Criticising Musharraf in strongest terms for allegedly usurping military powers before relinquishing the post of the chief of the army staff, Khan said although over 70 per cent of the people in Pakistan do not wish to see him at the helm of affairs, the country's misery would perpetuate if he comes back.

"If he gets away with the elections -- and the chances are 50-50 -- then our country is doomed for another phase of dictatorship, and I do not think the people of Pakistan are in a position to sustain five more years of Musharraf regime because there are serious problems," Khan, chairman of the Pakistan Tehreek-e-Insaf Party (Movement for Justice), said at a breakfast meeting organised by the Asia Society in collaboration with the South Asian Johannists Association on Friday morning.

Addressing a sold-out audience at the Asia Society, Khan spoke about the dire political situation in Pakistan thanks to Musharraf and the urgent need for democratic governance.

He said that while Pakistan started off fighting the US war on terror 'basically to protect American lives' in the aftermath of 9/11, now there are concerns in Pakistan whether terrorism will destroy Pakistan itself.

Khan faulted Musharraf for the state of affairs.
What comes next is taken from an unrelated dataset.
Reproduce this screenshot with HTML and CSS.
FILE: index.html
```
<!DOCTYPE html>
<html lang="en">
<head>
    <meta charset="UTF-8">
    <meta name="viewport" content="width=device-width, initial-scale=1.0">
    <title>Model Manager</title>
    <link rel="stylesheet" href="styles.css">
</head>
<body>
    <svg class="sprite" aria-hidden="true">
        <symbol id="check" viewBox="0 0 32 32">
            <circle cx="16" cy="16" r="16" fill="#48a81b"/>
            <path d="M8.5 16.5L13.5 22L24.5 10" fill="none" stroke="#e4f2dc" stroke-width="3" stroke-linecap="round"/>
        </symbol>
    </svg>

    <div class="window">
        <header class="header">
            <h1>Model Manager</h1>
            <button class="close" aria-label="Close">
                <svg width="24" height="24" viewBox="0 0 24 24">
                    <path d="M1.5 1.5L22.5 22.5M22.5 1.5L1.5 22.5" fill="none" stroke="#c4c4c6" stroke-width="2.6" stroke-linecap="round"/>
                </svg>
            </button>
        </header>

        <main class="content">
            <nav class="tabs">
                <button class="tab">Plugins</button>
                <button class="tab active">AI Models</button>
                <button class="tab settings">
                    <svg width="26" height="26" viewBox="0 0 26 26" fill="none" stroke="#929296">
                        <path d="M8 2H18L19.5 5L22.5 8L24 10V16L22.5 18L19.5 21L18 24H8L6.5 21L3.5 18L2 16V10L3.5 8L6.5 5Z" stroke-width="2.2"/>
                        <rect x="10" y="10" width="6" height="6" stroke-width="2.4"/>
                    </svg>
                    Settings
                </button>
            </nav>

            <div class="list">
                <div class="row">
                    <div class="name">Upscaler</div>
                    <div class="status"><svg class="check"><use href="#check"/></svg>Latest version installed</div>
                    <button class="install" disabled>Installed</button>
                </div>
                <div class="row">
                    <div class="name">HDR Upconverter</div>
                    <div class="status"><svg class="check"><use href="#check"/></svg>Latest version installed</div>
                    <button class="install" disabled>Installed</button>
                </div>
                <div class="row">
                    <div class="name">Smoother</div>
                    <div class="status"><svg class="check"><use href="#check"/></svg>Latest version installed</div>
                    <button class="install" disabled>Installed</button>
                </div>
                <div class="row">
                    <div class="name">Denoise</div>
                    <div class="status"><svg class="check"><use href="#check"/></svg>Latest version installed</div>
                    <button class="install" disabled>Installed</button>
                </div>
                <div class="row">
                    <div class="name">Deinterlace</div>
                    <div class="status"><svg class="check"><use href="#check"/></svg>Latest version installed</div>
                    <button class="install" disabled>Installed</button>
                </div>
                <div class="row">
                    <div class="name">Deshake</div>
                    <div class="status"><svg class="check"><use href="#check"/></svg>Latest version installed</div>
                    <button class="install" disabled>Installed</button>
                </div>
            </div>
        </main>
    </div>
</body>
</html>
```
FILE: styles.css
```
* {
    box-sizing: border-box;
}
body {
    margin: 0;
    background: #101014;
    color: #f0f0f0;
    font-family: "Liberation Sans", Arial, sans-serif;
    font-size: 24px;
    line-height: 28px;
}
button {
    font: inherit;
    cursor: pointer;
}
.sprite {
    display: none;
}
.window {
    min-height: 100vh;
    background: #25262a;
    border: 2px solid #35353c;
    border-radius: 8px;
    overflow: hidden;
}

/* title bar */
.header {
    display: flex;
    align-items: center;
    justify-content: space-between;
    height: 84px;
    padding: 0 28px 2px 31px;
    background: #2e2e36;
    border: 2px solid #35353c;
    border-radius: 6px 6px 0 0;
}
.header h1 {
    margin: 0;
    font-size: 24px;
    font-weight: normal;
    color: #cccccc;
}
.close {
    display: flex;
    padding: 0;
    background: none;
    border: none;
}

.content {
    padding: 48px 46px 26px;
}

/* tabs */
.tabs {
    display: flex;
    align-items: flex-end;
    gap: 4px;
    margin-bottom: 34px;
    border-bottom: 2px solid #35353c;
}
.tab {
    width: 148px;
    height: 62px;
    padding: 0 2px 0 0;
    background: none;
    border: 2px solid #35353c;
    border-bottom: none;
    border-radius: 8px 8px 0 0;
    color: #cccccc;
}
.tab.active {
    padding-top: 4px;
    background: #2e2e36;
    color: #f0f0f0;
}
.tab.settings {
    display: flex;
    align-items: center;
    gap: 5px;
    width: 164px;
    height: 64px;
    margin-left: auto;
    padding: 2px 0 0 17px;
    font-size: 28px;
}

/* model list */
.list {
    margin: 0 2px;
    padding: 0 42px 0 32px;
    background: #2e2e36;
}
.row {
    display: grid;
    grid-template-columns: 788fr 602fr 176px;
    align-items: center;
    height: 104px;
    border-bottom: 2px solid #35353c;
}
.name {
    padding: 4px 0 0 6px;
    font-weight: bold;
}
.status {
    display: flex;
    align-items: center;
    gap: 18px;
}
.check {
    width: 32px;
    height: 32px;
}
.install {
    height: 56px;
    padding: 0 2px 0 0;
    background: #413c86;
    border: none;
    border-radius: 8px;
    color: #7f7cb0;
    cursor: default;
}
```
In a speech laced with sarcasm and humour, Khan said that the blame for the current state of affairs should be laid at the door of Musharraf because of the way the war on terrorism is being fought and the bombing and killing of innocent people by the military in places like Warizisthan, Baluchistan and in tribal areas elsewhere.
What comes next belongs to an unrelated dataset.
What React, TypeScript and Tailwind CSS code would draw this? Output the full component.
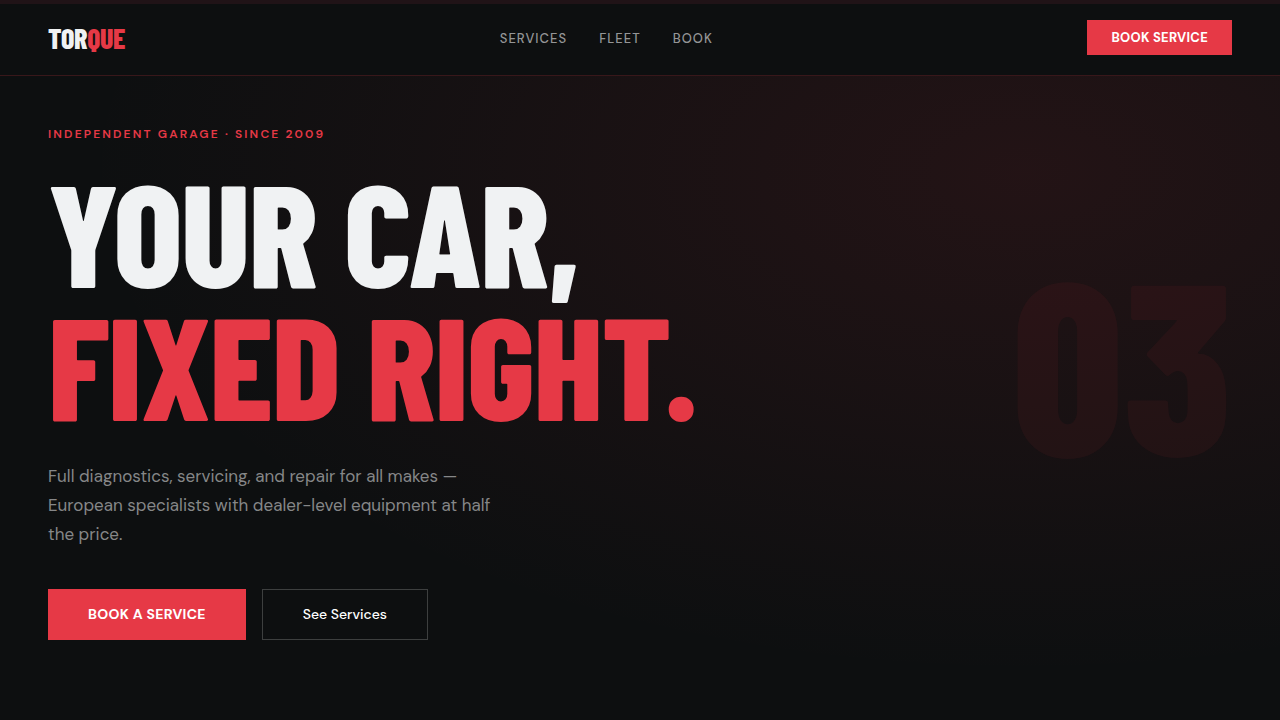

In many of these places, the resistance of the local people is inspired by military action in the name of catching terrorists that have killed hundreds of innocent people.

"It is in reaction (to this) that people are fighting the army. Even those who are not fighting, have sympathies with the other side not because they are Taliban or Al Qaeda [Images] members or anything, but because they oppose the army," Khan said.

Quoting from Karen Armstrong's book The Battle For God, Khan said that whenever fundamentalists, which he clarified are different from terrorists, are suppressed they always turn violent.

"Fundamentalists exist everywhere, you have them in the US," Khan said adding, that tackling  fundamentalism needs a different approach that Musharraf, as a military leader, singularly lacks.

He said had there been a democratic government in Pakistan, the problem of terrorism facing the country today would have been tackled much better. "Politicians would have dealt with it much better because they believe in dialogue, talking, convincing whereas military generals believe in bombing," he said amidst laughter.

"Because of this situation, we have got into a serious mess," he said. Khan also said that military generals because of their training and thinking process are not fit to lead a country.

"They do much better when you tell them 'go and bomb a hill'," he said sparking guffaws.

Khan said due to Musharraf's rule he is certain the upcoming elections will have the lowest voter turnout in the country's history.

Khan put forth a forceful argument that the true battle in Pakistan is not between conservatives and liberals, but between the status quo and change, positioning himself as an agent for this much-needed change.

Khan's overarching theme was the importance of good governance in paving the way for a democratic future in Pakistan.

Specifically, he stressed the need for rule of law, checks and balances, and a functioning judiciary as prerequisites from which all other challenges such as poverty and fundamentalism can then be tackled.

In response to a question as to why his party has decided not to take part in the coming elections, Khan said that it was futile under the current regime.

"Holding elections is not the true measure of democracy unless there is an independent judiciary to monitor it," he said.

"Elections do not necessarily reflect democracy unless there is an independent judiciary to monitor the process and the results. And without that in Pakistan, what is the point in taking part in elections?" he asked.